Sunday, April 13, 2008

Gravestone Symbology






One of my favorite pastimes is visiting old cemeteries, which is fortunate since we are surrounded by every type from small, forgotten boneyards to the grand Spring Grove Cemetery, which is where we visited this past weekend on a very gray day.

One of my areas of interest is gravestone symbology. I am fascinated by the hidden meanings on old tombstones and love to seek out examples of my favorites, which include Masonic symbols, weeping willow trees and most of all, apiaries.

There are several lists of symbols and their meanings I use on a regular basis. The first is here and the second is here. Grave Addiction is an excellent general interest site.

When I visited Perrysville Battlefield with my husband and parents, I purchased a booklet on Victorian mourning customs, which explained many traditions and symbols from the period when mourning was a lifestyle. If you notice, many gravestone symbols originate, or were popular, during this time period. Also of interest if you should ever pass through the area and are interested in Civil War history, there is a mass grave located near the visitor center. The area is surrounded by a fence with an impressive monument in the middle of the patch of land. I didn't linger there, as it was a very melancholy thought to have a mass grave underfoot.

When I look at old tombstones and their engravings, especially in contrast to a mass, nearly forgotten grave such as I mentioned above, it makes me realize how important a final tribute is. Seeing the thought and care put into summarizing a person's life in stone is quite amazing.

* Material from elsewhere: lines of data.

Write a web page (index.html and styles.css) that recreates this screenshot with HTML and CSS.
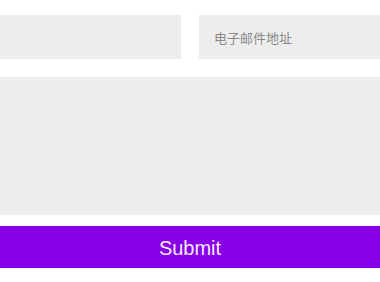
FILE: index.html
```html
<!DOCTYPE html>
<html lang="zh">
<head>
<meta charset="utf-8">
<link rel="stylesheet" href="styles.css">
</head>
<body>
<form class="form">
  <div class="row">
    <input class="field" type="text">
    <input class="field" type="email" placeholder="电子邮件地址">
  </div>
  <textarea class="message"></textarea>
  <button class="submit" type="button">Submit</button>
</form>
</body>
</html>
```
FILE: styles.css
```css
html, body {
  margin: 0;
  padding: 0;
  background: #ffffff;
}
.form {
  display: flex;
  flex-direction: column;
  padding-top: 15px;
  width: 380px;
}
.row {
  display: grid;
  grid-template-columns: 181px 181px;
  column-gap: 18px;
}
.field {
  box-sizing: border-box;
  height: 44px;
  border: none;
  outline: none;
  margin: 0;
  background: #ededed;
  padding: 0 15px;
  font-family: "Noto Sans CJK SC", "Liberation Sans", sans-serif;
  font-size: 13px;
  color: #555;
}
.field::placeholder {
  color: #8a8a8a;
}
.message {
  box-sizing: border-box;
  display: block;
  margin: 18px 0 0;
  height: 138px;
  border: none;
  outline: none;
  resize: none;
  background: #ededed;
  padding: 10px 15px;
}
.submit {
  margin-top: 11px;
  height: 42px;
  border: none;
  background: #8700e8;
  color: #f6eaff;
  font-family: "Liberation Sans", Arial, sans-serif;
  font-size: 20px;
  line-height: 42px;
  padding: 1px 0 0;
}
```
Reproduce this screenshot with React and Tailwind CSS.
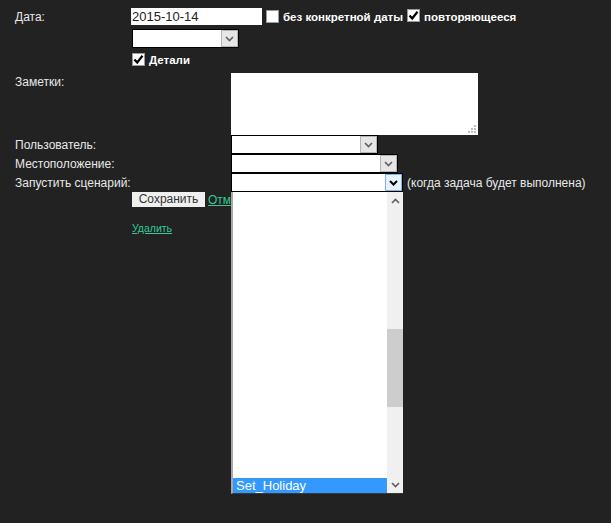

In many ways, gravestone symbology seems to be a lost art. With the exception of Masons, Knights of Columbus, IOOF, Eastern Star and other well-known but mysterious organizations, it seems that most people today opt for a simple tombstone with a last name and sometimes birth and death dates. Of course, angels and flowers still show up, as do modern interests such as motorcycles and cars, but there is little symbology; these are fairly straightforward tributes.

Pictures:
  1. Cut/broken tree branch=life cut short
  2. Masonic compass and level
  3. Wreath=heavenly joy
  4. Traditional weeping lady

1 comment:

Spidey said...

I think that's true. We, in the west want to hide death. So all of our funeral rights seems to be designed to get it over with and never have to thin, about it again.